### [Task to carry out]
Output the full listing below exactly, without the pictures.

### [Data extract]
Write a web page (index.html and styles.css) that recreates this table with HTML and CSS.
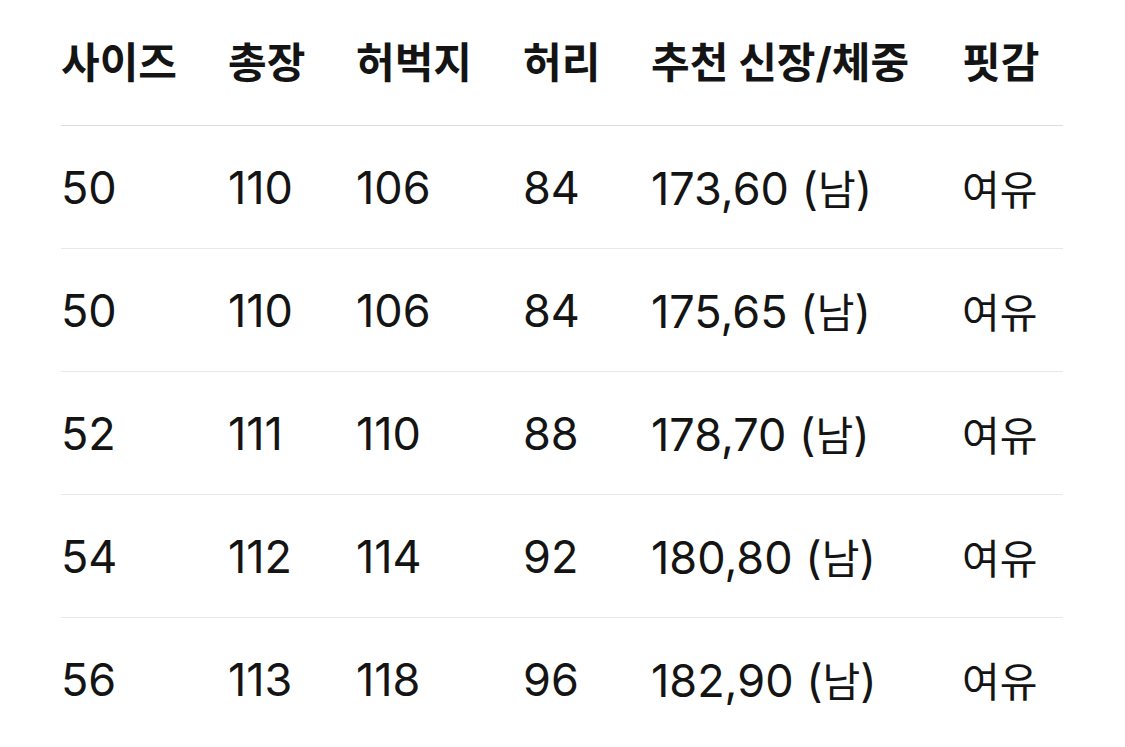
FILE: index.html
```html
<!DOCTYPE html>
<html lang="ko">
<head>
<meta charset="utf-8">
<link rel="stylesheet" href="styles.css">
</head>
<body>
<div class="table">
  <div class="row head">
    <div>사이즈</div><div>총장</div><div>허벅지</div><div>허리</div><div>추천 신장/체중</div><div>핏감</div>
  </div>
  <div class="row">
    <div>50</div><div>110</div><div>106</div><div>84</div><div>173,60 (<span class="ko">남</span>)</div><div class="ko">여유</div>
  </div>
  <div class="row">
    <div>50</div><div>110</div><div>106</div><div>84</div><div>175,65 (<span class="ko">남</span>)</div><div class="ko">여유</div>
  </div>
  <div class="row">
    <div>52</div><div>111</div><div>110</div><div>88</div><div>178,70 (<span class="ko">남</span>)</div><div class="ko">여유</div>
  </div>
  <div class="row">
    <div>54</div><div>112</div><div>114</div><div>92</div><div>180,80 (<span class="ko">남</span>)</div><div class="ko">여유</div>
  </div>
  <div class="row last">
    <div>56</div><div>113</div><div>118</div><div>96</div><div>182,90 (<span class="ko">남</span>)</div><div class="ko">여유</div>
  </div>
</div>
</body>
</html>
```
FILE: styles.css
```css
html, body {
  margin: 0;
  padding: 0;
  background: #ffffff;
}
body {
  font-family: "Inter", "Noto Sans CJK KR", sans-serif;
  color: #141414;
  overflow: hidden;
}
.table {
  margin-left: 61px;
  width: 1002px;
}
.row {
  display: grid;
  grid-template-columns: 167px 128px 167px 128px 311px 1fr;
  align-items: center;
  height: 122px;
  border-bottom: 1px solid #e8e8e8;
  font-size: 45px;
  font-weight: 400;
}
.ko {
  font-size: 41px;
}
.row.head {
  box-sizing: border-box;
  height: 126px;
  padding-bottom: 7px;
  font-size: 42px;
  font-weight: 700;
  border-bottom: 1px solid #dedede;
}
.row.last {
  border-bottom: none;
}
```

### [Right answer]
Write a web page (index.html and styles.css) that recreates this table with HTML and CSS.
FILE: index.html
```html
<!DOCTYPE html>
<html lang="ko">
<head>
<meta charset="utf-8">
<link rel="stylesheet" href="styles.css">
</head>
<body>
<div class="table">
  <div class="row head">
    <div>사이즈</div><div>총장</div><div>허벅지</div><div>허리</div><div>추천 신장/체중</div><div>핏감</div>
  </div>
  <div class="row">
    <div>50</div><div>110</div><div>106</div><div>84</div><div>173,60 (<span class="ko">남</span>)</div><div class="ko">여유</div>
  </div>
  <div class="row">
    <div>50</div><div>110</div><div>106</div><div>84</div><div>175,65 (<span class="ko">남</span>)</div><div class="ko">여유</div>
  </div>
  <div class="row">
    <div>52</div><div>111</div><div>110</div><div>88</div><div>178,70 (<span class="ko">남</span>)</div><div class="ko">여유</div>
  </div>
  <div class="row">
    <div>54</div><div>112</div><div>114</div><div>92</div><div>180,80 (<span class="ko">남</span>)</div><div class="ko">여유</div>
  </div>
  <div class="row last">
    <div>56</div><div>113</div><div>118</div><div>96</div><div>182,90 (<span class="ko">남</span>)</div><div class="ko">여유</div>
  </div>
</div>
</body>
</html>
```
FILE: styles.css
```css
html, body {
  margin: 0;
  padding: 0;
  background: #ffffff;
}
body {
  font-family: "Inter", "Noto Sans CJK KR", sans-serif;
  color: #141414;
  overflow: hidden;
}
.table {
  margin-left: 61px;
  width: 1002px;
}
.row {
  display: grid;
  grid-template-columns: 167px 128px 167px 128px 311px 1fr;
  align-items: center;
  height: 122px;
  border-bottom: 1px solid #e8e8e8;
  font-size: 45px;
  font-weight: 400;
}
.ko {
  font-size: 41px;
}
.row.head {
  box-sizing: border-box;
  height: 126px;
  padding-bottom: 7px;
  font-size: 42px;
  font-weight: 700;
  border-bottom: 1px solid #dedede;
}
.row.last {
  border-bottom: none;
}
```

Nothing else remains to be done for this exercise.